List, from the lines below, each one with "React" in it.

— start DATA PROVIDED —

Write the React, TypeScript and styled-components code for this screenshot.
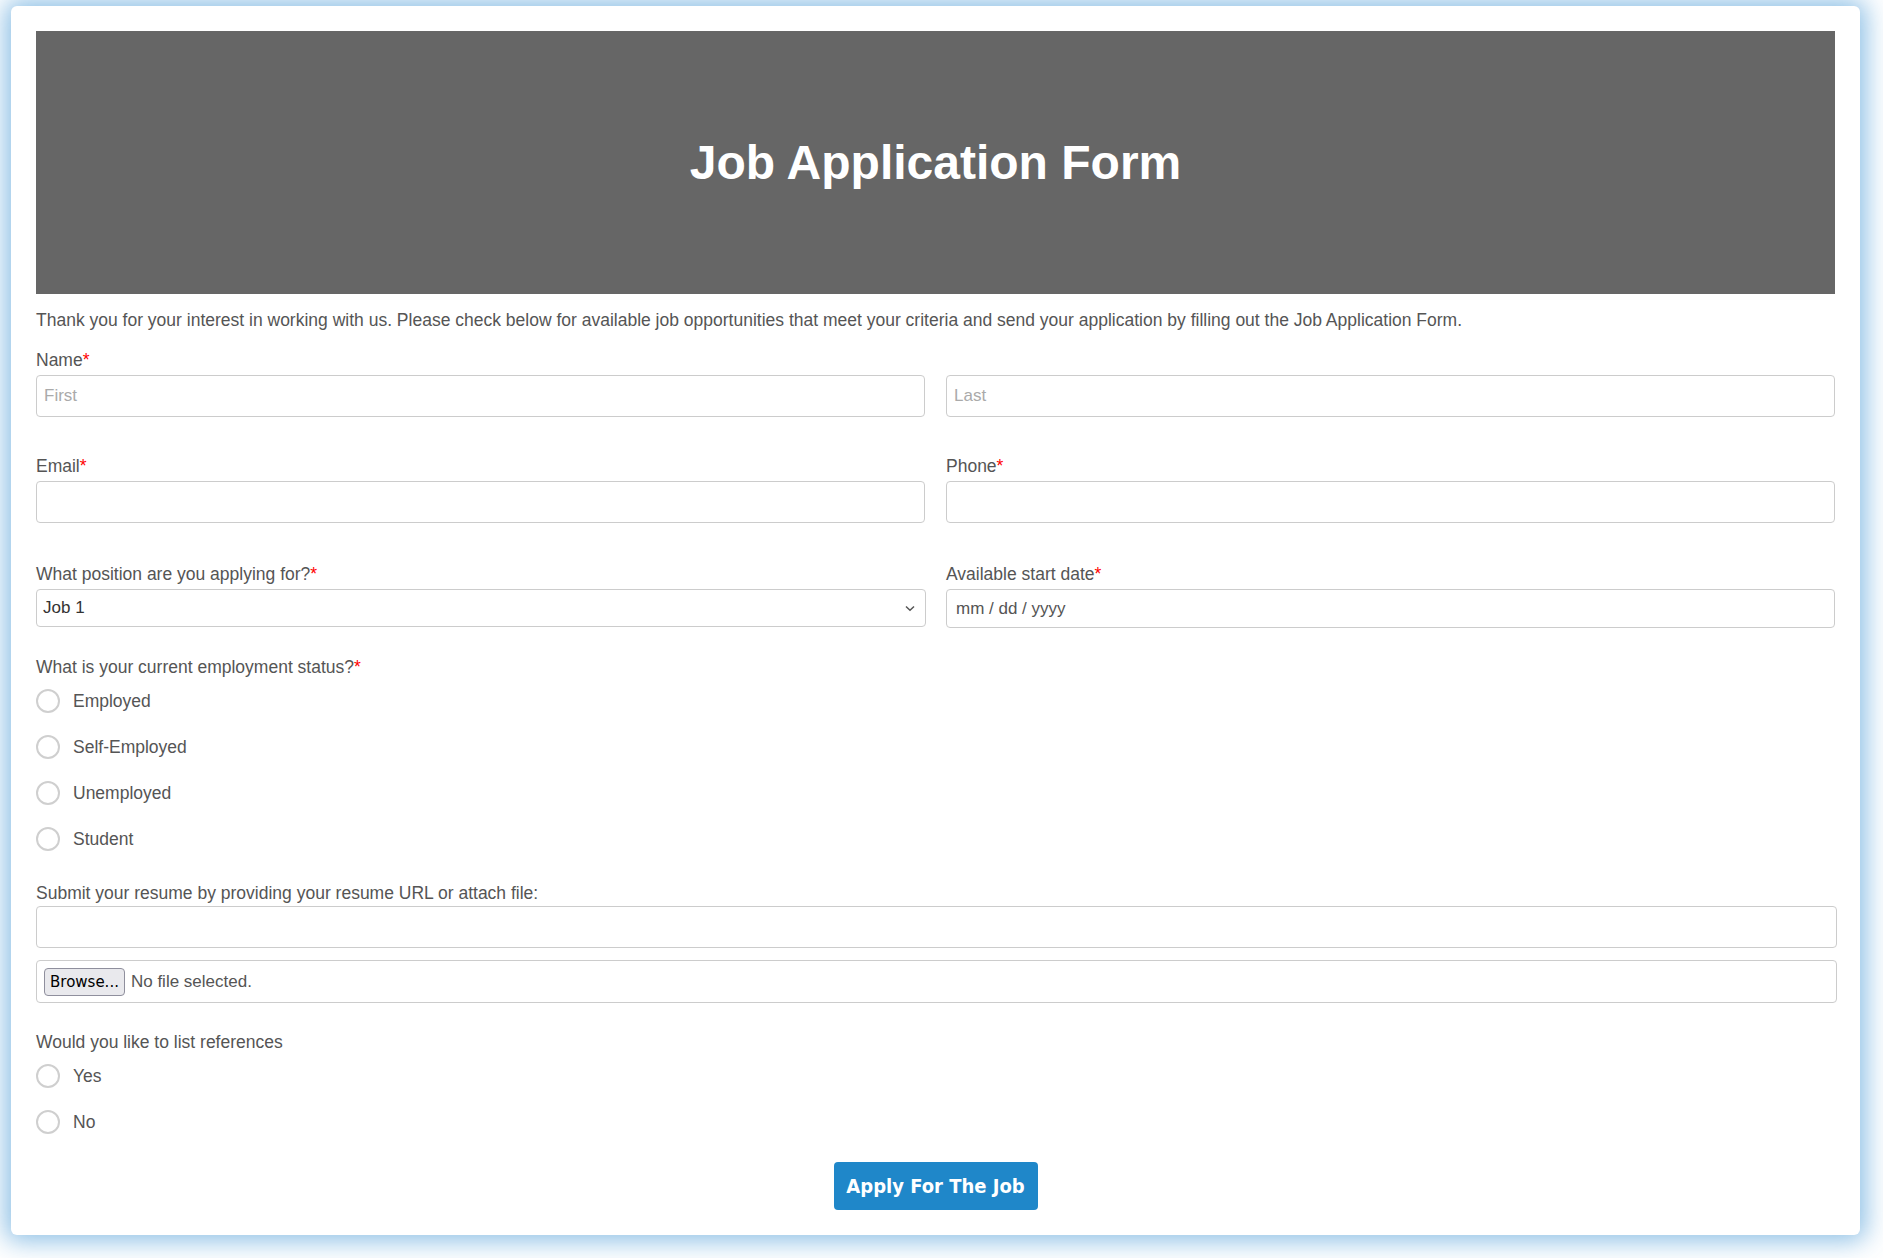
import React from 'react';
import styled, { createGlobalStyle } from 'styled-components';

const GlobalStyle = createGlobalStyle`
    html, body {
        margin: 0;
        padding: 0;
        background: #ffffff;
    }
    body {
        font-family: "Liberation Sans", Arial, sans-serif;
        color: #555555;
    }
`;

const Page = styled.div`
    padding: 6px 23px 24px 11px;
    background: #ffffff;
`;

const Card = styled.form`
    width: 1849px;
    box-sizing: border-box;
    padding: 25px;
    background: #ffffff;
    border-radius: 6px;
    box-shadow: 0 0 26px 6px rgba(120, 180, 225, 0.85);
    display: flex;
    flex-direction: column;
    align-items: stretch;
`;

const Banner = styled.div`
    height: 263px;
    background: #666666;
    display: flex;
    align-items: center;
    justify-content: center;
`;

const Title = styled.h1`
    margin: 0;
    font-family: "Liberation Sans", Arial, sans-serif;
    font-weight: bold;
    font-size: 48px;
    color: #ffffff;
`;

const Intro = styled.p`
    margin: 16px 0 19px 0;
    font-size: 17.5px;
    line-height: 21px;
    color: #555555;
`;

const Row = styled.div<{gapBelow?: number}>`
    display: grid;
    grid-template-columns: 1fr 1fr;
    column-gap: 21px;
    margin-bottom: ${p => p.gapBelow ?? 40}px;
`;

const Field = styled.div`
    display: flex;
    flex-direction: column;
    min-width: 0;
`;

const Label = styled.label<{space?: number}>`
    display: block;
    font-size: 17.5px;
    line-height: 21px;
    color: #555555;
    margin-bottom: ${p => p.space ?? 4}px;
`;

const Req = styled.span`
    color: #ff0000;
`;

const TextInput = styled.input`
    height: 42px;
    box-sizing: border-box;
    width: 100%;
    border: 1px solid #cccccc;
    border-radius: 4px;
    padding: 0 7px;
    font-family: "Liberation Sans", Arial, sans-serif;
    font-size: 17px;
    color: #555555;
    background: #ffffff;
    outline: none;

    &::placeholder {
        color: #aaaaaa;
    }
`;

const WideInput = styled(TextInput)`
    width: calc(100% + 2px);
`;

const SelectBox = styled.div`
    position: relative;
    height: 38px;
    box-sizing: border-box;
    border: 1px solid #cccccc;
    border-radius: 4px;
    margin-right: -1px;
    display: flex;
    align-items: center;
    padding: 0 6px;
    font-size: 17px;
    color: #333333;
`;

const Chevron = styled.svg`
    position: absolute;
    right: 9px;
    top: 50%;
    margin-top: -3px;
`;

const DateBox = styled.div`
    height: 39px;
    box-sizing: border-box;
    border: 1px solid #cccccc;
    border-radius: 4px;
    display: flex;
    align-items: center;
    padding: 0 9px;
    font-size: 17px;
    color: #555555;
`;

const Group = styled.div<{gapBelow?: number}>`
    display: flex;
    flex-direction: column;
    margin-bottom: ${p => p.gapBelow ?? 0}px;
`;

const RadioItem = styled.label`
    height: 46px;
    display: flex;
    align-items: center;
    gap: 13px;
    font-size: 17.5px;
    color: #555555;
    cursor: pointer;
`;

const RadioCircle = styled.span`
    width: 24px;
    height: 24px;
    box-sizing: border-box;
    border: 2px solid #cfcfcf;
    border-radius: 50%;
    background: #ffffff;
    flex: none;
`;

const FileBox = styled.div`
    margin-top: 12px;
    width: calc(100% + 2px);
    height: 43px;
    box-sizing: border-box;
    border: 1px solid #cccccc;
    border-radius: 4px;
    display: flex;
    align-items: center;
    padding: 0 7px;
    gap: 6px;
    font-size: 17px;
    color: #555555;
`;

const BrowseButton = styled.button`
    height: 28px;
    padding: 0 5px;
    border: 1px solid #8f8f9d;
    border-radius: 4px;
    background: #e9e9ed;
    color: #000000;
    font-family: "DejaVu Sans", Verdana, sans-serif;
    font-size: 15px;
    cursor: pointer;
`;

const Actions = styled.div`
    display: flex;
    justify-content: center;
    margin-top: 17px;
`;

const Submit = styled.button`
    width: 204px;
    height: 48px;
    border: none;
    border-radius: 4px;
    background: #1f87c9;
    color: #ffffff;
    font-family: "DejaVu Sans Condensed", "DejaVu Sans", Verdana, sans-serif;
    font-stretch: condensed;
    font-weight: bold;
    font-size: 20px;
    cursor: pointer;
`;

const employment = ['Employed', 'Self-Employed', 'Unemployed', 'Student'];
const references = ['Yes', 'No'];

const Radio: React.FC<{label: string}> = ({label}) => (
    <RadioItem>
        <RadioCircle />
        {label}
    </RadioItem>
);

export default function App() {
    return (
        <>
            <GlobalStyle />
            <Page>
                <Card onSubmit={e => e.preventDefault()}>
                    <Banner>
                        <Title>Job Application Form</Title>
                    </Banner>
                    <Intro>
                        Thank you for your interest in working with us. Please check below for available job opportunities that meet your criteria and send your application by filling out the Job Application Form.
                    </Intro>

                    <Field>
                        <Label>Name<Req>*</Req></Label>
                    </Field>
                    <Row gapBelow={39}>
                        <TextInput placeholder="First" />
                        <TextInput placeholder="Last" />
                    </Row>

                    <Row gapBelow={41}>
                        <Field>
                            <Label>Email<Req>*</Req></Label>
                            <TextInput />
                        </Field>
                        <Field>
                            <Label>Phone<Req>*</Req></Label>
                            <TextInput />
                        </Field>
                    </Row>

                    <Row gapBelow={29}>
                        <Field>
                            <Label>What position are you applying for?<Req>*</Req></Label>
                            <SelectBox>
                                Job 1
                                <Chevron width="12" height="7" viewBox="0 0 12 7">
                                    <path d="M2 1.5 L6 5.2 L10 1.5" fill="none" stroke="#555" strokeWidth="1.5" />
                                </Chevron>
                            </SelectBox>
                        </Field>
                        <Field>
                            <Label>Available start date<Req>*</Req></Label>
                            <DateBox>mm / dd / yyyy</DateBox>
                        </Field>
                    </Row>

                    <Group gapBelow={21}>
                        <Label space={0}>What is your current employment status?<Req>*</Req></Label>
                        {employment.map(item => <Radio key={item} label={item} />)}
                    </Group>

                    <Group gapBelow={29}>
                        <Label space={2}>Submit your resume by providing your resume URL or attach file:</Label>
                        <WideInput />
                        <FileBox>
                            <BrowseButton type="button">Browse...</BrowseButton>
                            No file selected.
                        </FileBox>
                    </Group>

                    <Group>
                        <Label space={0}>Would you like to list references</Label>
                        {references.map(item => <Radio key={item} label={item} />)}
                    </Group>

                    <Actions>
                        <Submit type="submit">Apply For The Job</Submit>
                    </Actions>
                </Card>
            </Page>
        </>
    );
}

— end DATA PROVIDED —
— start DATA PROVIDED —

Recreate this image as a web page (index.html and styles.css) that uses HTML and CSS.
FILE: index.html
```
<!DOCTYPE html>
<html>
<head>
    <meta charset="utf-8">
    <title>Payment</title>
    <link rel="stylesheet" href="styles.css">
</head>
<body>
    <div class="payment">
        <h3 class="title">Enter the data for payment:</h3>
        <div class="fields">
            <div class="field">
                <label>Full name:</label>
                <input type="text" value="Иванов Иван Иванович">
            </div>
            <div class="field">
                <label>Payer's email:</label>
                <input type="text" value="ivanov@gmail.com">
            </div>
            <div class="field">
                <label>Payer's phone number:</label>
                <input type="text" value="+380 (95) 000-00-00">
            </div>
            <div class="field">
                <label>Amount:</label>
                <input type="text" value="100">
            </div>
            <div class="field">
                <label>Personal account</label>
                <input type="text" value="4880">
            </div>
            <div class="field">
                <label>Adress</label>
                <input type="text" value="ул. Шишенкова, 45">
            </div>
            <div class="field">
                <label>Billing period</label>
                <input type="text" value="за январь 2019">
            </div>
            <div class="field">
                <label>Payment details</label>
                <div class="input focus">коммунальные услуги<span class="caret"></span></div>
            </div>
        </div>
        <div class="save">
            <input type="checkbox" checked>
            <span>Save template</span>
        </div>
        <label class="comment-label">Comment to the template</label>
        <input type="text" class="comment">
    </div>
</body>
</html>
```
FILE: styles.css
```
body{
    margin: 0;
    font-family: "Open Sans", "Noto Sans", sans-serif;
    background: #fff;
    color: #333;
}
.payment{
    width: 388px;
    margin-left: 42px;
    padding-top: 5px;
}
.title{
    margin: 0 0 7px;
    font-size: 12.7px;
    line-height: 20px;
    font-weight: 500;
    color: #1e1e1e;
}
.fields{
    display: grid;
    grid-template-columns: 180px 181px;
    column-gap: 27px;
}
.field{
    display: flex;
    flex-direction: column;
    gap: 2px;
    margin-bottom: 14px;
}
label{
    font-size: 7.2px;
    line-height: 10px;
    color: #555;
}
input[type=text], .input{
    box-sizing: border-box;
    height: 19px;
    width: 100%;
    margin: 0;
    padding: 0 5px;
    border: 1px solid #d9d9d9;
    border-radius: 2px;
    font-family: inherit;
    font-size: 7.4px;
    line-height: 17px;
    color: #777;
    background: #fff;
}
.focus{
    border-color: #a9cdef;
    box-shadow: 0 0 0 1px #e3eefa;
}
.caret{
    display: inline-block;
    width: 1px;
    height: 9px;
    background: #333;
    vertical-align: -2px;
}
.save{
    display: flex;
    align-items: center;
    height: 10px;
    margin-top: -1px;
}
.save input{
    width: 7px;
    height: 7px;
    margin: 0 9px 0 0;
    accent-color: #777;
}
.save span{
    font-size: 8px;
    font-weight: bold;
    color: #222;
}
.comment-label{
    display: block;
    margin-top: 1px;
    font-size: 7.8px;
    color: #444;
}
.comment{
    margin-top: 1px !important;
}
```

— end DATA PROVIDED —

= REPLY =
Write the React, TypeScript and styled-components code for this screenshot.
import React from 'react';
const Radio: React.FC<{label: string}> = ({label}) => (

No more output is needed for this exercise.